City Hall Changeover At the mayor’s press conference on Monday, Feb. 25, City Administrator Chris Holley announced that Mayor Grover Robinson would be replacing 15 key management positions over the next four years.

The list included Assistant Administrator Keith Wilkins, Sanitation Director Dennis Fleming (who is returning to Maryland), Deputy City Attorney Rusty Wells (in a year or so), CFO Dick Barker (a deputy CFO will hired and trained to replace him), Airport Director Dan Flynn (year or so), Risk Manager Tim Mulroy (who has retired and returned), Pensacola Energy Director George Suarez (2022) and Purchasing Manager George Maiberger (2023).

Excuses Not Accepted Proponents and critics of the proposed soccer complex filled the Scenic Heights Elementary School cafeteria on Thursday, Feb. 21, to discuss the proposed deal to build a soccer field near Hitzman Park and swap land with the YMCA (Inweekly, “Soccer Complex Conundrum,” Jan. 17).

“We’re going to walk in here as Pensacolians; we’re going to walk out of here as Pensacolians,” Mayor Grover Robinson said.

The mayor tried to explain updates to the proposed project aimed at appeasing neighborhood concerns, such as increased traffic, loss of trees, as well as noise and light pollution. But critics didn’t seem too much happier with the updated project than they did with the original.

Mayor Robinson employed a recurring reply to numerous commenters throughout the evening, noting that he only recently came into office and was not on the scene when the project was developed or when city council approved negotiations with the YMCA.

“All the things that you say, y’all, I was not there,” Robinson explained.

While accurate, the clarification didn’t play well in the cafeteria.

“Please do us all the service of not saying you weren’t here,” said Krista Hobgood. “Because you represent us all now.”

Mayor Robinson wasn’t the evening’s only target of neighborhood ire. City Councilman P.C. Wu, who represents the area, was also taken to task.

“Your silence and lack of response have us feeling unrepresented by you,” said Melissa McKnight. “Where do you stand on this proposal?”

Leaving his seat in the back of the cafeteria, Councilman Wu pointed to the city’s need for additional soccer fields and said he supported the project. He also lamented what he described as “a lot of disinformation” and noted that the park would be receiving upgrades, like new bathroom facilities.

“My kids grew up in Hitzman Park,” Wu said, explaining he lived nearby. “That park is very dear to me.”

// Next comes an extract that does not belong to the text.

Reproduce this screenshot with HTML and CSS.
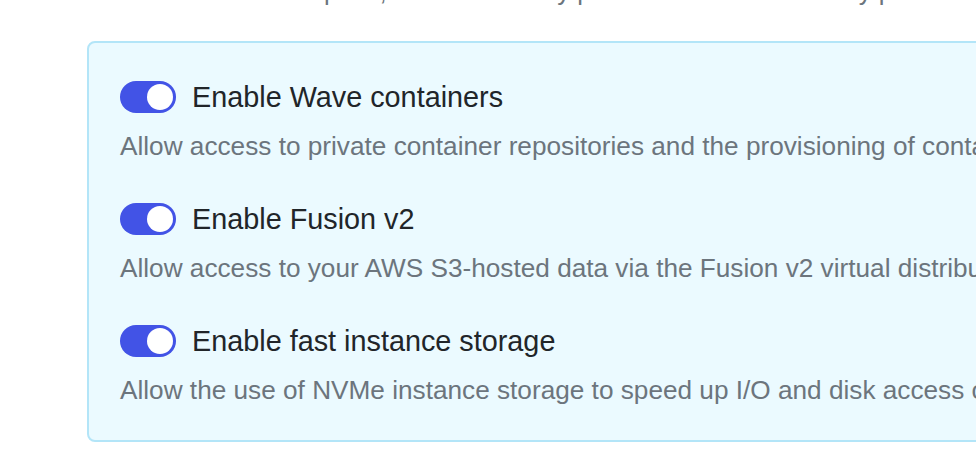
FILE: index.html
```html
<!DOCTYPE html>
<html lang="en">
<head>
<meta charset="utf-8">
<title>Compute environment features</title>
<link rel="stylesheet" href="styles.css">
</head>
<body>
<div class="page">
  <p class="intro">Turn on the workspace, which then only provided when allowed by profile settings.</p>
  <div class="card">
    <div class="feature">
      <div class="feature-head">
        <span class="toggle"><span class="knob"></span></span>
        <span class="title">Enable Wave containers</span>
      </div>
      <p class="desc">Allow access to private container repositories and the provisioning of containers in your Nextflow pipelines via the Wave containers service.</p>
    </div>
    <div class="feature">
      <div class="feature-head">
        <span class="toggle"><span class="knob"></span></span>
        <span class="title">Enable Fusion v2</span>
      </div>
      <p class="desc">Allow access to your AWS S3-hosted data via the Fusion v2 virtual distributed file system.</p>
    </div>
    <div class="feature">
      <div class="feature-head">
        <span class="toggle"><span class="knob"></span></span>
        <span class="title">Enable fast instance storage</span>
      </div>
      <p class="desc">Allow the use of NVMe instance storage to speed up I/O and disk access operations.</p>
    </div>
  </div>
</div>
</body>
</html>
```
FILE: styles.css
```css
html, body {
  margin: 0;
  padding: 0;
  background: #ffffff;
  overflow: hidden;
}
body {
  font-family: "Liberation Sans", Arial, sans-serif;
}
.page {
  width: 1400px;
  padding-left: 87px;
}
.intro {
  margin: -28px 0 0 33px;
  font-size: 25.6px;
  line-height: 38px;
  color: #6c757d;
  white-space: nowrap;
}
.card {
  margin-top: 31px;
  width: 1200px;
  box-sizing: border-box;
  border: 2px solid #b3e5f8;
  border-radius: 8px;
  background: #ebfaff;
  padding: 38px 0 31px 31px;
}
.feature + .feature {
  margin-top: 38px;
}
.feature-head {
  display: flex;
  align-items: center;
  height: 32px;
}
.toggle {
  display: flex;
  align-items: center;
  justify-content: flex-end;
  box-sizing: border-box;
  width: 56px;
  height: 32px;
  padding-right: 3px;
  border-radius: 16px;
  background: #4253e6;
}
.knob {
  width: 26px;
  height: 26px;
  border-radius: 50%;
  background: #ffffff;
}
.title {
  margin-left: 16px;
  font-size: 28.8px;
  color: #212529;
  white-space: nowrap;
}
.desc {
  margin: 14px 0 0 0;
  font-size: 26.2px;
  line-height: 38px;
  color: #6c757d;
  white-space: nowrap;
}
```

Toward the end of the meeting, resident Beverley Collier posed an interesting question. She wondered what would happen if the city and YMCA nixed any potential deal. Would the YMCA remain as is, or would the organization put the property onto the market and open the door to an unknown future?

“If it goes on the market, then who knows, we could be fighting a Taco Bell or Fast Eddies,” Collier said.

Michael Bodenhausen, Northwest Florida YMCA CEO, had stood silently against the side wall of the cafeteria for the entire meeting. But the question begged answers only he could provide.

The CEO spoke about how the Y could benefit from moving to the Vickery Center and about how the concept of some sort of land-and-services swap had been kicked around for years.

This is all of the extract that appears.